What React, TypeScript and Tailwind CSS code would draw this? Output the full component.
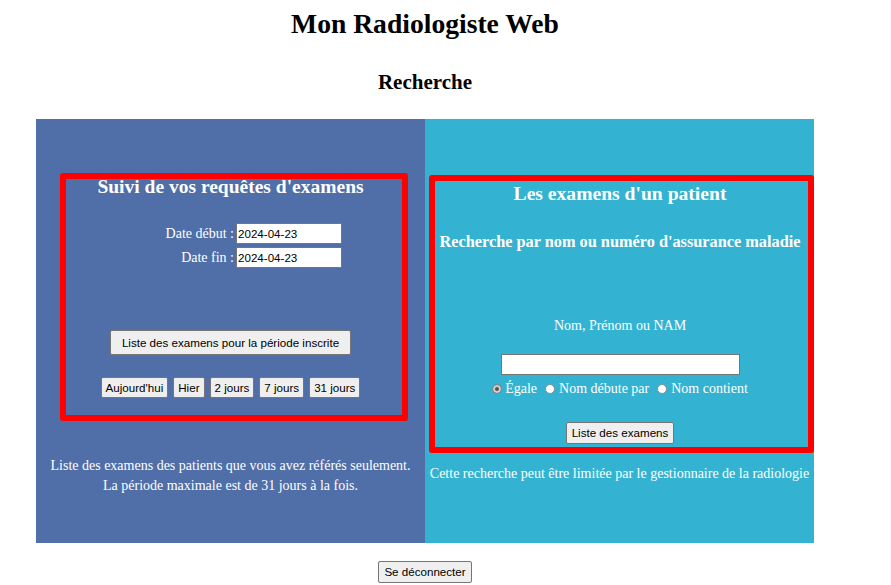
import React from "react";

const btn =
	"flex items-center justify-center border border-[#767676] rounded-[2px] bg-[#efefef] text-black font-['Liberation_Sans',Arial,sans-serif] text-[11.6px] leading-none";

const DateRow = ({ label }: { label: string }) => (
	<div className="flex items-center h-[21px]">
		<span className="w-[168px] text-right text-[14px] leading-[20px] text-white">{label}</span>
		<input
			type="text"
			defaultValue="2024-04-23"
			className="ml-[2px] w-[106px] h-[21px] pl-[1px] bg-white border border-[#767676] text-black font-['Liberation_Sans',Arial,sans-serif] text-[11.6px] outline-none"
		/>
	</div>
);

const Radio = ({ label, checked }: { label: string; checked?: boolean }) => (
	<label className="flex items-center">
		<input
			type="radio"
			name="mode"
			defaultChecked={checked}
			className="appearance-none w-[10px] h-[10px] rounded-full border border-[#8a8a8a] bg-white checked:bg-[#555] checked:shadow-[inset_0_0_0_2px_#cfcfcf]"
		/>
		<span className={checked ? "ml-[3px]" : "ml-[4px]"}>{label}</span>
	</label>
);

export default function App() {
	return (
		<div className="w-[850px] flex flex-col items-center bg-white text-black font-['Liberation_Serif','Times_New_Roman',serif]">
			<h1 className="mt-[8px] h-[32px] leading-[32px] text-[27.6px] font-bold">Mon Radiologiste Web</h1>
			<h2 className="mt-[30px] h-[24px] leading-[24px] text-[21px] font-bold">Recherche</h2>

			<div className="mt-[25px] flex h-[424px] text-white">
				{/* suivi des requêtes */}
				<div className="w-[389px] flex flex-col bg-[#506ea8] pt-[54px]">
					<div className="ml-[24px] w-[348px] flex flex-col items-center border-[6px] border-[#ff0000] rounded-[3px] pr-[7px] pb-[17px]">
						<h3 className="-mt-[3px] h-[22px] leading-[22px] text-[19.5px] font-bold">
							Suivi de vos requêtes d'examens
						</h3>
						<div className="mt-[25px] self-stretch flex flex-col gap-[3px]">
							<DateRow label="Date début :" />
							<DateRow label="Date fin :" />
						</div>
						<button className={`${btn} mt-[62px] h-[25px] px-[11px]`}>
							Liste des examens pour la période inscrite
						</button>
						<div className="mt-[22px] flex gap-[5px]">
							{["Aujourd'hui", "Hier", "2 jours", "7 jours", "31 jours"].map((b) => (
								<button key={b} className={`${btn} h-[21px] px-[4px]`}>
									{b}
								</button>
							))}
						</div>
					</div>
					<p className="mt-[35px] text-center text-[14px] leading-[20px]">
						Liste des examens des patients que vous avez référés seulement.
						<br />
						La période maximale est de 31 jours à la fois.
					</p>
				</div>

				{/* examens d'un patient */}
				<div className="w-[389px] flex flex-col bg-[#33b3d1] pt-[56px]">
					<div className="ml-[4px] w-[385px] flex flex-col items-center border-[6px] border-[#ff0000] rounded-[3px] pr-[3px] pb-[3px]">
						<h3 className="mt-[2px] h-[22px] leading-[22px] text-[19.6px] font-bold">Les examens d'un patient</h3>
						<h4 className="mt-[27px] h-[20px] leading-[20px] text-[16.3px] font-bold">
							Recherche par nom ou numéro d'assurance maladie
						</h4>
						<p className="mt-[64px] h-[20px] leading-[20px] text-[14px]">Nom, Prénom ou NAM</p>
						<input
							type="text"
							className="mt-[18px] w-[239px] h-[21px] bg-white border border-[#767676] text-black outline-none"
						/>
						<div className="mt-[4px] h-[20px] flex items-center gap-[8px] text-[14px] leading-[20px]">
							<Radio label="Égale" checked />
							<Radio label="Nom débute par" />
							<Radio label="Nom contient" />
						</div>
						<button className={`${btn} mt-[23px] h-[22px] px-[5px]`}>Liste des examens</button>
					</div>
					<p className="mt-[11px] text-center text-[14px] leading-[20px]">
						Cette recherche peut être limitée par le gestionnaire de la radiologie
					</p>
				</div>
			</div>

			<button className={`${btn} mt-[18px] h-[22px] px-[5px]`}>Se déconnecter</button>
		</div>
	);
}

·····

■ **What you should do**: Pictures are excluded; copy all other data exactly as shown.

■ **The solution**:
What React, TypeScript and Tailwind CSS code would draw this? Output the full component.
import React from "react";

const btn =
	"flex items-center justify-center border border-[#767676] rounded-[2px] bg-[#efefef] text-black font-['Liberation_Sans',Arial,sans-serif] text-[11.6px] leading-none";

const DateRow = ({ label }: { label: string }) => (
	<div className="flex items-center h-[21px]">
		<span className="w-[168px] text-right text-[14px] leading-[20px] text-white">{label}</span>
		<input
			type="text"
			defaultValue="2024-04-23"
			className="ml-[2px] w-[106px] h-[21px] pl-[1px] bg-white border border-[#767676] text-black font-['Liberation_Sans',Arial,sans-serif] text-[11.6px] outline-none"
		/>
	</div>
);

const Radio = ({ label, checked }: { label: string; checked?: boolean }) => (
	<label className="flex items-center">
		<input
			type="radio"
			name="mode"
			defaultChecked={checked}
			className="appearance-none w-[10px] h-[10px] rounded-full border border-[#8a8a8a] bg-white checked:bg-[#555] checked:shadow-[inset_0_0_0_2px_#cfcfcf]"
		/>
		<span className={checked ? "ml-[3px]" : "ml-[4px]"}>{label}</span>
	</label>
);

export default function App() {
	return (
		<div className="w-[850px] flex flex-col items-center bg-white text-black font-['Liberation_Serif','Times_New_Roman',serif]">
			<h1 className="mt-[8px] h-[32px] leading-[32px] text-[27.6px] font-bold">Mon Radiologiste Web</h1>
			<h2 className="mt-[30px] h-[24px] leading-[24px] text-[21px] font-bold">Recherche</h2>

			<div className="mt-[25px] flex h-[424px] text-white">
				{/* suivi des requêtes */}
				<div className="w-[389px] flex flex-col bg-[#506ea8] pt-[54px]">
					<div className="ml-[24px] w-[348px] flex flex-col items-center border-[6px] border-[#ff0000] rounded-[3px] pr-[7px] pb-[17px]">
						<h3 className="-mt-[3px] h-[22px] leading-[22px] text-[19.5px] font-bold">
							Suivi de vos requêtes d'examens
						</h3>
						<div className="mt-[25px] self-stretch flex flex-col gap-[3px]">
							<DateRow label="Date début :" />
							<DateRow label="Date fin :" />
						</div>
						<button className={`${btn} mt-[62px] h-[25px] px-[11px]`}>
							Liste des examens pour la période inscrite
						</button>
						<div className="mt-[22px] flex gap-[5px]">
							{["Aujourd'hui", "Hier", "2 jours", "7 jours", "31 jours"].map((b) => (
								<button key={b} className={`${btn} h-[21px] px-[4px]`}>
									{b}
								</button>
							))}
						</div>
					</div>
					<p className="mt-[35px] text-center text-[14px] leading-[20px]">
						Liste des examens des patients que vous avez référés seulement.
						<br />
						La période maximale est de 31 jours à la fois.
					</p>
				</div>

				{/* examens d'un patient */}
				<div className="w-[389px] flex flex-col bg-[#33b3d1] pt-[56px]">
					<div className="ml-[4px] w-[385px] flex flex-col items-center border-[6px] border-[#ff0000] rounded-[3px] pr-[3px] pb-[3px]">
						<h3 className="mt-[2px] h-[22px] leading-[22px] text-[19.6px] font-bold">Les examens d'un patient</h3>
						<h4 className="mt-[27px] h-[20px] leading-[20px] text-[16.3px] font-bold">
							Recherche par nom ou numéro d'assurance maladie
						</h4>
						<p className="mt-[64px] h-[20px] leading-[20px] text-[14px]">Nom, Prénom ou NAM</p>
						<input
							type="text"
							className="mt-[18px] w-[239px] h-[21px] bg-white border border-[#767676] text-black outline-none"
						/>
						<div className="mt-[4px] h-[20px] flex items-center gap-[8px] text-[14px] leading-[20px]">
							<Radio label="Égale" checked />
							<Radio label="Nom débute par" />
							<Radio label="Nom contient" />
						</div>
						<button className={`${btn} mt-[23px] h-[22px] px-[5px]`}>Liste des examens</button>
					</div>
					<p className="mt-[11px] text-center text-[14px] leading-[20px]">
						Cette recherche peut être limitée par le gestionnaire de la radiologie
					</p>
				</div>
			</div>

			<button className={`${btn} mt-[18px] h-[22px] px-[5px]`}>Se déconnecter</button>
		</div>
	);
}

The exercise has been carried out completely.